Depuis, les pays historiquement responsables du réchauffement se sont engagés à fournir, à partir de 2020, 100 milliards de dollars (91 milliards d’euros) par an aux pays en voie de développement pour qu’ils procèdent aux changements nécessaires. En 2025, cet engagement devrait être revu à la hausse une première fois. Ensuite, ce sera théoriquement tous les cinq ans. L’Agence internationale de l’énergie estime qu’il faudra en moyenne 3 500 milliards de dollars d’investissement uniquement dans le secteur énergétique chaque année pendant trente ans, pour contenir l’augmentation des températures à un minimum de 2 °C.

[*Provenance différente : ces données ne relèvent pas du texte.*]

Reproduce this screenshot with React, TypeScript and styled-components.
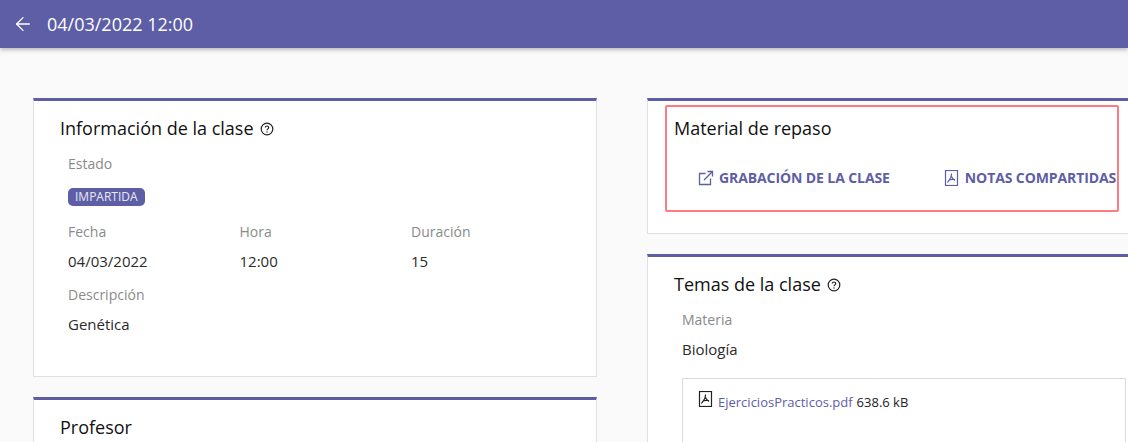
import React from 'react';
import styled, { createGlobalStyle } from 'styled-components';
import { ArrowLeft } from 'lucide-react';

const purple = '#5d5ea6';

const GlobalStyle = createGlobalStyle`
  html, body {
    margin: 0;
    height: 442px;
    overflow: hidden;
    background: #fafafa;
    font-family: 'Open Sans', sans-serif;
  }
`;

const PdfIcon = ({ color = 'currentColor' }: { color?: string }) => (
  <svg width="16" height="16" viewBox="0 0 16 16" fill="none" style={{ flexShrink: 0 }}>
    <rect x="1.500" y="0.500" width="12" height="15" stroke={color} strokeWidth="1.200" />
    <path
      d="M7.500 3.500c0 2.600-1.300 5.800-3.500 8M7.500 6.500c.6 1.800 1.800 3.300 3.500 3.800M4 11.500l-.6 1M5.800 9.800c1.500-.5 3.200-.6 5.200-.3"
      stroke={color}
      strokeWidth="1.200"
    />
  </svg>
);

const ExternalIcon = () => (
  <svg width="16" height="16" viewBox="0 0 16 16" fill="none" style={{ flexShrink: 0 }}>
    <path d="M7.500 3.500H1.500v11h11V8.500M6 10l8.500-8.500M9.500 1.500h5v5" stroke="currentColor" strokeWidth="1.300" />
  </svg>
);

const HelpIcon = () => (
  <svg width="14" height="14" viewBox="0 0 14 14" fill="none">
    <circle cx="7" cy="7" r="5.800" stroke="#222" strokeWidth="1.200" />
    <path d="M5.300 5.600c0-1 .8-1.600 1.700-1.600s1.700.6 1.700 1.500C8.700 6.900 7 6.800 7 8.300" stroke="#222" strokeWidth="1.200" />
    <circle cx="7" cy="10" r=".7" fill="#222" />
  </svg>
);

const App = () => (
  <>
    <GlobalStyle />
    <Header>
      <ArrowLeft size={22} color="#fff" strokeWidth={1.400} />
      <HeaderTitle>04/03/2022 12:00</HeaderTitle>
    </Header>
    <Columns>
      <Column>
        <Card $height={279}>
          <CardBody>
            <CardTitle>
              Información de la clase <HelpIcon />
            </CardTitle>
            <Fields>
              <Label>Estado</Label>
              <Badge>IMPARTIDA</Badge>
              <FieldGrid>
                <div>
                  <Label>Fecha</Label>
                  <Value>04/03/2022</Value>
                </div>
                <div>
                  <Label>Hora</Label>
                  <Value>12:00</Value>
                </div>
                <div>
                  <Label>Duración</Label>
                  <Value>15</Value>
                </div>
              </FieldGrid>
              <Label>Descripción</Label>
              <Value>Genética</Value>
            </Fields>
          </CardBody>
        </Card>
        <Card>
          <CardBody>
            <CardTitle>Profesor</CardTitle>
          </CardBody>
        </Card>
      </Column>
      <Column>
        <Card $height={136}>
          <Highlight>
            <CardTitle>Material de repaso</CardTitle>
            <Links>
              <LinkButton>
                <ExternalIcon />
                GRABACIÓN DE LA CLASE
              </LinkButton>
              <LinkButton>
                <PdfIcon />
                NOTAS COMPARTIDAS
              </LinkButton>
            </Links>
          </Highlight>
        </Card>
        <Card>
          <CardBody>
            <CardTitle>
              Temas de la clase <HelpIcon />
            </CardTitle>
            <Fields>
              <Label>Materia</Label>
              <Value>Biología</Value>
              <FileBox>
                <PdfIcon color="#222" />
                <FileLink>EjerciciosPracticos.pdf</FileLink>
                <FileSize>638.6 kB</FileSize>
              </FileBox>
            </Fields>
          </CardBody>
        </Card>
      </Column>
    </Columns>
  </>
);

const Header = styled.header`
  height: 48px;
  box-sizing: border-box;
  padding-left: 12px;
  display: flex;
  align-items: center;
  gap: 13px;
  background: ${purple};
  box-shadow: 0 2px 4px rgba(0, 0, 0, 0.25);
  position: relative;
`;

const HeaderTitle = styled.h1`
  margin: 0;
  font-size: 18px;
  font-weight: 400;
  color: #fff;
`;

const Columns = styled.main`
  display: grid;
  grid-template-columns: 564px 564px;
  column-gap: 50px;
  padding: 50px 0 0 33px;
  width: 1300px;
`;

const Column = styled.div`
  display: flex;
  flex-direction: column;
  gap: 20px;
`;

const Card = styled.section<{ $height?: number }>`
  box-sizing: border-box;
  height: ${(props) => (props.$height ? `${props.$height}px` : '400px')};
  background: #fff;
  border: 1px solid #e0e0e0;
  border-top: 3px solid ${purple};
`;

const CardBody = styled.div`
  padding: 15px 26px 0;
`;

const CardTitle = styled.h2`
  margin: 0;
  display: flex;
  align-items: center;
  gap: 6px;
  font-size: 18px;
  line-height: 25px;
  font-weight: 400;
  color: #111;
`;

const Fields = styled.div`
  padding: 13px 8px 0;
`;

const Label = styled.div`
  font-size: 14px;
  line-height: 20px;
  color: #8a8a8a;
`;

const Value = styled.div`
  margin-top: 9px;
  font-size: 15px;
  line-height: 20px;
  color: #2b2b2b;
`;

const Badge = styled.span`
  display: block;
  width: fit-content;
  margin: 14px 0 16px;
  padding: 0 7px;
  height: 18px;
  line-height: 18px;
  border-radius: 5px;
  background: ${purple};
  color: #e9e9f5;
  font-size: 12px;
`;

const FieldGrid = styled.div`
  display: grid;
  grid-template-columns: repeat(3, 171.5px);
  margin-bottom: 14px;
`;

const Highlight = styled.div`
  box-sizing: border-box;
  width: 454px;
  height: 107px;
  margin: 4px 0 0 17px;
  padding: 9px 0 0 7px;
  border: 2px solid #ff7b7f;
  border-radius: 2px;
`;

const Links = styled.div`
  display: flex;
  gap: 54px;
  padding: 27px 0 0 24px;
`;

const LinkButton = styled.a`
  display: flex;
  align-items: center;
  gap: 5px;
  font-size: 14px;
  line-height: 20px;
  font-weight: 700;
  letter-spacing: -0.1px;
  color: ${purple};
  white-space: nowrap;
`;

const FileBox = styled.div`
  box-sizing: border-box;
  display: flex;
  align-items: flex-start;
  width: 444px;
  margin-top: 19px;
  height: 200px;
  padding: 12px 15px;
  border: 1px solid #dcdcdc;
  font-size: 13px;
  line-height: 20px;
`;

const FileLink = styled.a`
  margin: 1px 0 0 4px;
  color: ${purple};
`;

const FileSize = styled.span`
  margin: 1px 0 0 4px;
  color: #222;
`;

export default App;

Le prochain Forum devra également s’interroger sur la capacité de ses membres à collaborer davantage, quand ils collaborent… Le principe selon lequel il importe de « ne laisser personne de côté » (tout le monde doit pouvoir bénéficier des efforts de développement) est loin d’aller de soi. Le Haut-Commissariat des Nations unies aux droits de l’homme pointe à ce propos la « fragmentation mondiale ». L’expression diplomatique vaut pour beaucoup de monde, à commencer par les États-Unis de Donald Trump qui ont tourné prestement le dos à l’accord de Paris. Elle ne concerne bien sûr pas que le climat : partout, les inégalités progressent, le nombre de personnes souffrant de la faim augmente et l’aide publique au développement stagne. « Le patrimoine du 1 % le plus riche de la planète dépasse le patrimoine de l’ensemble du reste du monde », rappelle le CNCD-11.11.11, la coupole des ONG et associations belges francophones et germanophones engagées dans la solidarité internationale.

Du boulot, il en reste énormément pour atteindre les objectifs de développement durable d’ici 2030. L’urgence est partout. À l’échelle européenne comme à l’échelle mondiale. Mais aussi dans la pratique journalière de chacun.

Un mot-clé : l’éducation. L’ODD4 prétend à une « éducation de qualité ». Ces quelques mots constituent en réalité un énorme défi. Ils impliquent la mise en œuvre de politiques et de moyens qui conditionnent la prise de conscience de tous. Un objectif fondamental pour révolutionner le rapport de l’homme à la planète et à lui-même.